In 1976, Nene Azzu Mate Kole II visited Gerlingen in Germany, the hometown of Johannes Zimmermann (1825–1876), a philologist, linguist and Basel Missionary who translated the Bible into the Ga language and published a grammar book. Zimmerman had lived in Odumase Krobo during his sojourn in colonial Ghana in the mid-nineteenth century.

== Role in national development ==
Mate Kole was appointed a member of the government's Central Advisory Committee on Education (1946–1951) and released stool lands for the establishment of the Mount Mary Training College and the University of Ghana's Agricultural Research Station at Kpong.

From 1947 to 1954, he served on the Legislative Council which later evolved into the National Assembly under the provisions in the Electoral College which gave representation to the Provincial Council of Chiefs. In 1948, he was part of the Gold Coast delegation to Lancaster House in London which made a case to the British government for self-government.

Other national committees he served on include: Blackhall Committee on Native Courts; the West African Institute of Science and Industry (1942–1945); University College of Ghana Council (1958–1960); the Wartime Economic Committee of the Gold Coast and management board member of the West African Cocoa Research Institute. He was the president of the Eastern Provincial Council of Chiefs (1947); deputy chairman of the Chieftaincy Secretariat (1966); and chairman of the National Advisory Committee (1968). He had three stints as the chairman of the board of governors of his alma mater, Achimota School.
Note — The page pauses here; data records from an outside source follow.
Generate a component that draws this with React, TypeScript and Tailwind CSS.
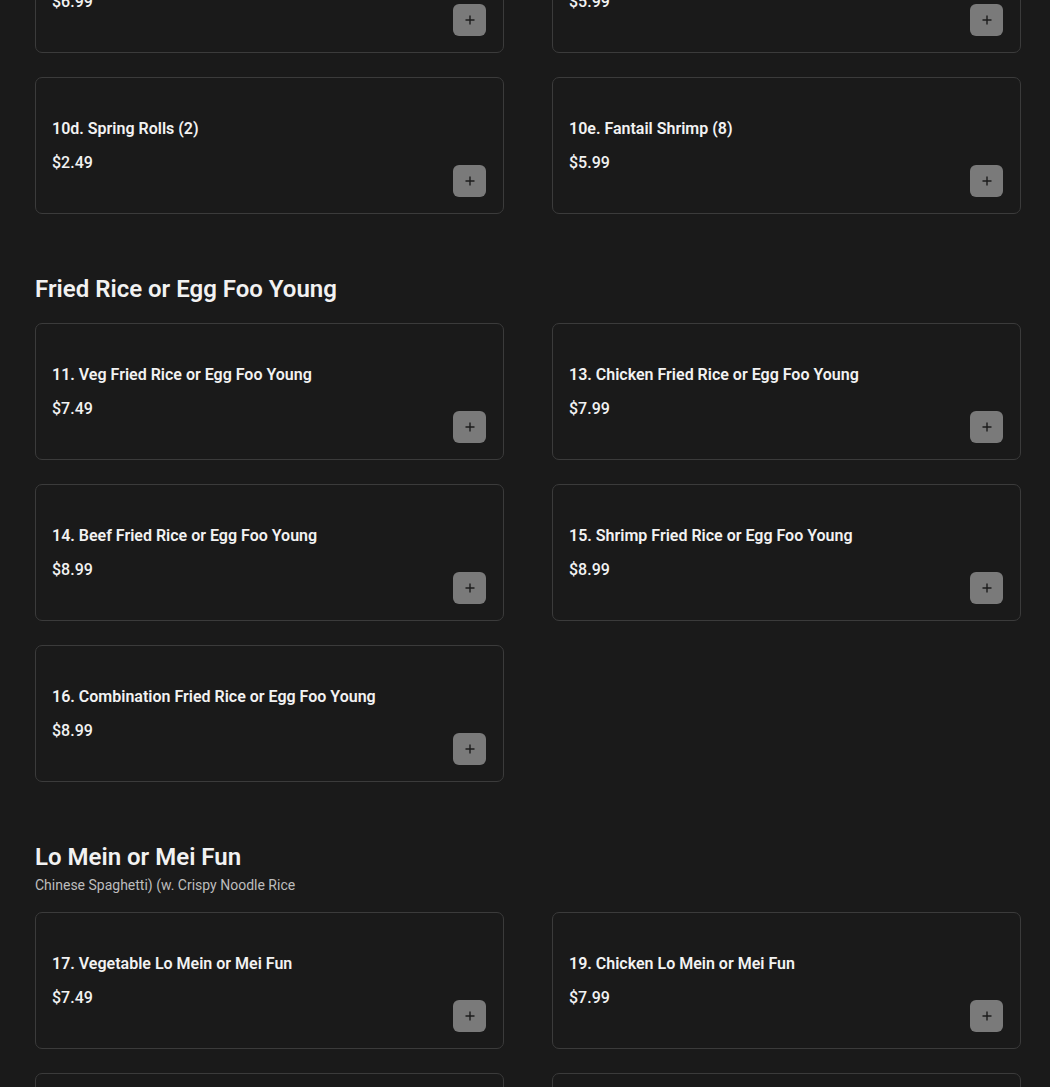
import React from "react";

type Item = { name: string; price: string };

const sections: { title?: string; subtitle?: string; items: Item[] }[] = [
  {
    items: [
      { name: "10b. Egg Rolls (2)", price: "$6.99" },
      { name: "10c. Crab Rangoon (8)", price: "$5.99" },
      { name: "10d. Spring Rolls (2)", price: "$2.49" },
      { name: "10e. Fantail Shrimp (8)", price: "$5.99" },
    ],
  },
  {
    title: "Fried Rice or Egg Foo Young",
    items: [
      { name: "11. Veg Fried Rice or Egg Foo Young", price: "$7.49" },
      { name: "13. Chicken Fried Rice or Egg Foo Young", price: "$7.99" },
      { name: "14. Beef Fried Rice or Egg Foo Young", price: "$8.99" },
      { name: "15. Shrimp Fried Rice or Egg Foo Young", price: "$8.99" },
      { name: "16. Combination Fried Rice or Egg Foo Young", price: "$8.99" },
    ],
  },
  {
    title: "Lo Mein or Mei Fun",
    subtitle: "Chinese Spaghetti) (w. Crispy Noodle Rice",
    items: [
      { name: "17. Vegetable Lo Mein or Mei Fun", price: "$7.49" },
      { name: "19. Chicken Lo Mein or Mei Fun", price: "$7.99" },
      { name: "20. Beef Lo Mein or Mei Fun", price: "$8.99" },
      { name: "21. Shrimp Lo Mein or Mei Fun", price: "$8.99" },
    ],
  },
];

function Card({ item }: { item: Item }) {
  return (
    <div className="h-[137px] rounded-[7px] border border-[#3b3b3b] bg-[#1a1a1a] px-4 pt-4">
      <div className="mt-[23px] text-[16px] font-semibold leading-6 text-[#f2f2f2]">{item.name}</div>
      <div className="mt-[10px] flex items-start justify-between">
        <div className="text-[16px] font-medium leading-6 text-[#f2f2f2]">{item.price}</div>
        <button className="mt-[14px] mr-[1px] flex h-[32px] w-[33px] items-center justify-center rounded-[6px] bg-[#7a7a7a]">
          <svg width="12" height="12" viewBox="0 0 12 12" fill="none">
            <path d="M6 1.5v9M1.5 6h9" stroke="#1c1c1c" strokeWidth="1.4" />
          </svg>
        </button>
      </div>
    </div>
  );
}

export default function App() {
  return (
    <div
      className="min-h-[1087px] overflow-hidden bg-[#1a1a1a] pl-[35px]"
      style={{ fontFamily: "Roboto, 'Liberation Sans', sans-serif" }}
    >
      <div className="mt-[-84px]">
        {sections.map((s, i) => (
          <div key={i} className={i > 0 ? "mt-[59px]" : ""}>
            {s.title && (
              <div className={s.subtitle ? "mb-[17px]" : "mb-[18px]"}>
                <h2 className="text-[24px] font-semibold leading-8 text-[#f2f2f2]">{s.title}</h2>
                {s.subtitle && (
                  <p className="mt-[2px] text-[14px] leading-5 text-[#bdbdbd]">{s.subtitle}</p>
                )}
              </div>
            )}
            <div className="grid grid-cols-[469px_469px] gap-x-[48px] gap-y-[24px]">
              {s.items.map((it) => (
                <Card key={it.name} item={it} />
              ))}
            </div>
          </div>
        ))}
      </div>
    </div>
  );
}
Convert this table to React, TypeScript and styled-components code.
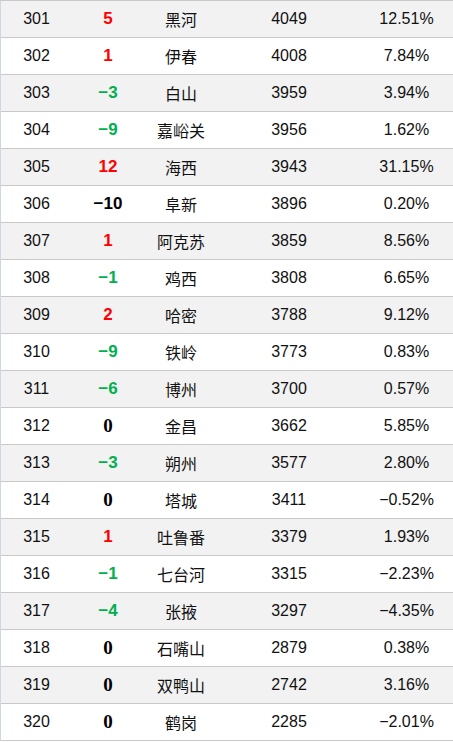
import React from 'react';
import styled, { createGlobalStyle } from 'styled-components';

const GlobalStyle = createGlobalStyle`
  html, body {
    margin: 0;
    padding: 0;
    background: #ffffff;
  }
  body {
    font-family: "Liberation Sans", Arial, "Noto Sans CJK SC", sans-serif;
    color: #111;
  }
`;

const Table = styled.div`
  width: 453px;
  border-top: 1px solid #c9c9c9;
  border-left: 1px solid #cfd6e6;
  box-sizing: border-box;
`;

const Row = styled.div<{ $shaded: boolean }>`
  display: grid;
  grid-template-columns: 71px 72px 74px 142px 93px;
  height: 36px;
  border-bottom: 1px solid #c9c9c9;
  background: ${(p) => (p.$shaded ? '#f2f2f2' : '#ffffff')};
  align-items: center;
  font-size: 16px;
`;

const Cell = styled.div`
  text-align: center;
  white-space: nowrap;
`;

const City = styled(Cell)`
  font-family: "Liberation Sans", "Noto Sans CJK SC", sans-serif;
`;

const Change = styled(Cell)<{ $v: number }>`
  font-weight: bold;
  font-size: ${(p) => (p.$v === 0 ? '19px' : '17px')};
  color: ${(p) => (p.$v > 0 ? '#ff0000' : p.$v < 0 && p.$v > -10 ? '#00b050' : '#000')};
  font-family: ${(p) =>
    p.$v === 0 ? '"Liberation Serif", "Times New Roman", serif' : '"Liberation Sans", Arial, sans-serif'};
`;

type Item = [number, number, string, number, string];

const rows: Item[] = [
  [301, 5, '黑河', 4049, '12.51%'],
  [302, 1, '伊春', 4008, '7.84%'],
  [303, -3, '白山', 3959, '3.94%'],
  [304, -9, '嘉峪关', 3956, '1.62%'],
  [305, 12, '海西', 3943, '31.15%'],
  [306, -10, '阜新', 3896, '0.20%'],
  [307, 1, '阿克苏', 3859, '8.56%'],
  [308, -1, '鸡西', 3808, '6.65%'],
  [309, 2, '哈密', 3788, '9.12%'],
  [310, -9, '铁岭', 3773, '0.83%'],
  [311, -6, '博州', 3700, '0.57%'],
  [312, 0, '金昌', 3662, '5.85%'],
  [313, -3, '朔州', 3577, '2.80%'],
  [314, 0, '塔城', 3411, '−0.52%'],
  [315, 1, '吐鲁番', 3379, '1.93%'],
  [316, -1, '七台河', 3315, '−2.23%'],
  [317, -4, '张掖', 3297, '−4.35%'],
  [318, 0, '石嘴山', 2879, '0.38%'],
  [319, 0, '双鸭山', 2742, '3.16%'],
  [320, 0, '鹤岗', 2285, '−2.01%'],
];

const fmt = (v: number) => (v < 0 ? `−${Math.abs(v)}` : `${v}`);

export default function App() {
  return (
    <>
      <GlobalStyle />
      <Table>
        {rows.map(([rank, change, city, value, pct], i) => (
          <Row key={rank} $shaded={i % 2 === 0}>
            <Cell>{rank}</Cell>
            <Change $v={change}>{fmt(change)}</Change>
            <City>{city}</City>
            <Cell>{value}</Cell>
            <Cell>{pct}</Cell>
          </Row>
        ))}
      </Table>
    </>
  );
}
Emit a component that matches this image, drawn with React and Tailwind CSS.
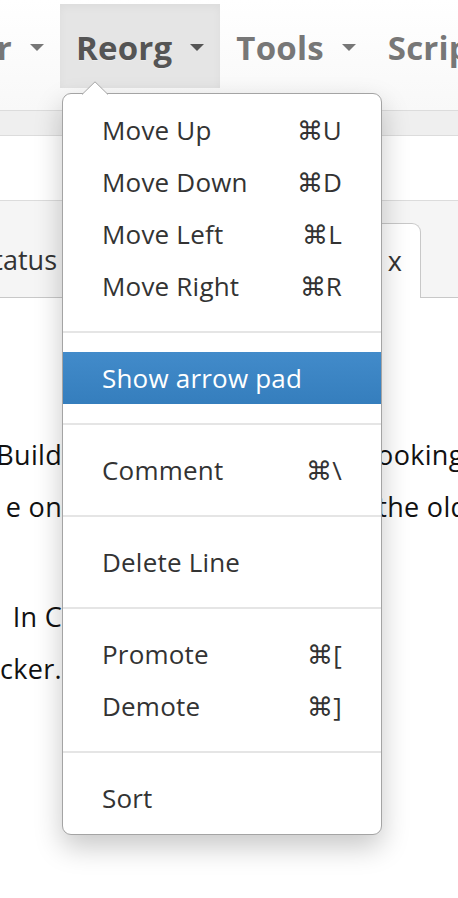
import React from 'react';

function Caret({ className = '' }) {
  return <span className={`inline-block h-0 w-0 border-x-[7px] border-t-[7px] border-x-transparent ${className}`} />;
}

function NavItem({ label, active }) {
  return (
    <div
      className={`flex h-[84px] shrink-0 items-center gap-[18px] px-4 pt-[3px] text-[33px] font-bold tracking-[0.2px] [text-shadow:0_1px_0_rgba(255,255,255,0.3)] ${
        active ? 'bg-[#e5e5e5] text-[#555] shadow-[inset_0_3px_9px_rgba(0,0,0,0.04)]' : 'text-[#777]'
      }`}
    >
      <span>{label}</span>
      <Caret className={active ? 'border-t-[#555]' : 'border-t-[#777]'} />
    </div>
  );
}

const groups = [
  [
    ['Move Up', '⌘U'],
    ['Move Down', '⌘D'],
    ['Move Left', '⌘L'],
    ['Move Right', '⌘R'],
  ],
  [['Show arrow pad', '', true]],
  [['Comment', '⌘\\']],
  [['Delete Line', '']],
  [
    ['Promote', '⌘['],
    ['Demote', '⌘]'],
  ],
  [['Sort', '']],
];

function Menu() {
  return (
    <div className="absolute left-[62px] top-[93px] w-[320px] rounded-[9px] border border-[#a4a4a4] bg-white py-[10px] shadow-[0_12px_28px_rgba(0,0,0,0.22)]">
      <svg className="absolute left-[19px] top-[-13px]" width="26" height="14" viewBox="0 0 26 14">
        <path d="M0 13.5 L13 0.8 L26 13.5" fill="white" stroke="#a4a4a4" strokeWidth="1" />
        <rect x="1" y="13" width="24" height="2" fill="white" />
      </svg>
      {groups.map((items, gi) => (
        <div key={gi}>
          {gi > 0 && <div className="my-[19px] h-[2px] bg-[#e5e5e5]" />}
          {items.map(([label, key, active]) => (
            <div
              key={label}
              className={`flex h-[52px] items-center justify-between px-[39px] text-[26px] tracking-[0.2px] ${
                active ? 'bg-linear-to-b from-[#428bca] to-[#357ebd] text-white' : 'text-[#333]'
              }`}
            >
              <span>{label}</span>
              <span>{key}</span>
            </div>
          ))}
        </div>
      ))}
    </div>
  );
}

function TextLine({ left, right }) {
  return (
    <div className="flex h-[52px] items-center whitespace-nowrap">
      <div className="flex w-[62px] shrink-0 justify-end overflow-hidden">
        <span>{left}</span>
      </div>
      <div className="w-[308px] shrink-0" />
      <div className="overflow-hidden">{right}</div>
    </div>
  );
}

export default function App() {
  return (
    <div className="relative h-[898px] w-[458px] overflow-hidden bg-white font-['Open_Sans',sans-serif]">
      <div className="flex h-[111px] items-start overflow-hidden border-b border-[#dcdcdc] bg-linear-to-b from-white to-[#f8f8f8] pt-[4px]">
        <div className="flex w-[60px] shrink-0 justify-end overflow-hidden">
          <NavItem label="Editor" />
        </div>
        <NavItem label="Reorg" active />
        <NavItem label="Tools" />
        <NavItem label="Script" />
      </div>
      <div className="h-[25px] border-b border-[#dcdcdc] bg-[#efefef]" />
      <div className="h-[65px] border-b border-[#dcdcdc] bg-white" />
      <div className="flex h-[97px] items-end border-b border-[#c8c8c8] bg-[#f5f5f5]">
        <div className="flex h-[74px] w-[57px] shrink-0 items-center justify-end overflow-hidden text-[27px] text-[#333]">
          <span className="whitespace-nowrap">Status</span>
        </div>
        <div className="w-[280px] shrink-0" />
        <div className="-mb-px flex h-[75px] w-[84px] shrink-0 items-center justify-end rounded-tr-[9px] border border-b-0 border-[#c8c8c8] bg-white pr-[18px] text-[27px] text-[#333]">
          <span className="whitespace-nowrap">x</span>
        </div>
      </div>
      <div className="pt-[131px] text-[27px] tracking-[0.3px] text-[#111]">
        <TextLine left="Build" right="looking" />
        <TextLine left="e on" right={'\u00a0the old'} />
        <div className="h-[58px]" />
        <TextLine left="In C" right="" />
        <TextLine left="cker." right="" />
      </div>
      <Menu />
    </div>
  );
}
Additionally, he was a key member in all the constitution drafting and approving bodies between 1949 and 1973. He was a member of the Coussey Committee on Constitutional Reforms. In 1969, he was the deputy speaker of the Blay Constituent Assembly, which discussed and drafted the National Constitution of the Second Republic. In this role, he lobbied for the establishment of the National House of Chiefs as the mouthpiece for traditional rulers in Ghana.

He was involved with the ideation, planning and execution of the Volta River Project which led to the building of the Akosombo Dam. Mate Kole was the first paramount chief appointed to first Board of Trustees of the Volta River Authority under the chairmanship of Ghana's first president, Kwame Nkrumah, serving on the board for ten years. Years earlier in 1954, he played a role in the building of the Kpong Water Works that provided water treatment plants for the residents of Manya Krobo.

Mate Kole was instrumental in the establishment of the Ghana Cocoa Board. Specifically, he chaired the Joint Provincial Council of Chiefs Committee that looked at problems facing the Gold Coast cocoa industry, culminating in the publication of Mate Kole Report, the passage of the Cocoa Marketing Board Ordinance in 1947 and finally the establishment of the current Cocoa Marketing Board.

== Personal life ==
Nene Azzu Mate Kole II was a member of the District Grand Lodge of Ghana under the United Grand Lodge of England.

== Honours and awards ==
In recognition of his contributions to the development of his hometown, Manya Krobo and the country, Mate Kole was accorded with several honours, including the King's Medal for Chiefs (KMC) in 1942; Officer of the Order of the British Empire (OBE) in 1948; the Order of the Volta (OV) in 1969; Doctor of Law (LLD honoris causa), University of Ghana in 1975. In 1989, during the golden jubilee anniversary of his enthronement, the Manya Krobo state honoured him with highest traditional title of the land, "Oklemekuku", meaning "a great leader and an ancient fellow", in appreciation of his contributions to the socioeconomic development of Manya Krobo in areas relating to education, agriculture, water and sanitation, road works and transport.

== Death and legacy ==
Nene Azzu Mate Kole II died on 15 March 1990 of natural causes, not long after the golden jubilee celebrations of his enthronement as chieftain of Manya Krobo (1939–1989). In accordance with his native traditions, his funeral ceremony was held in 1992, which was attended by several Ghanaian dignitaries. On the silver jubilee of his death, a lecture on girl-child education was held in his memory at the Odumase Presbyterian Church at Odumase-Krobo. The lecture, chaired by the reigning monarch, Nene Sakite II, Konor of Manya Krobo was on the topic, "Oklemekuku Azzu Mate Kole: A great king and a statesman".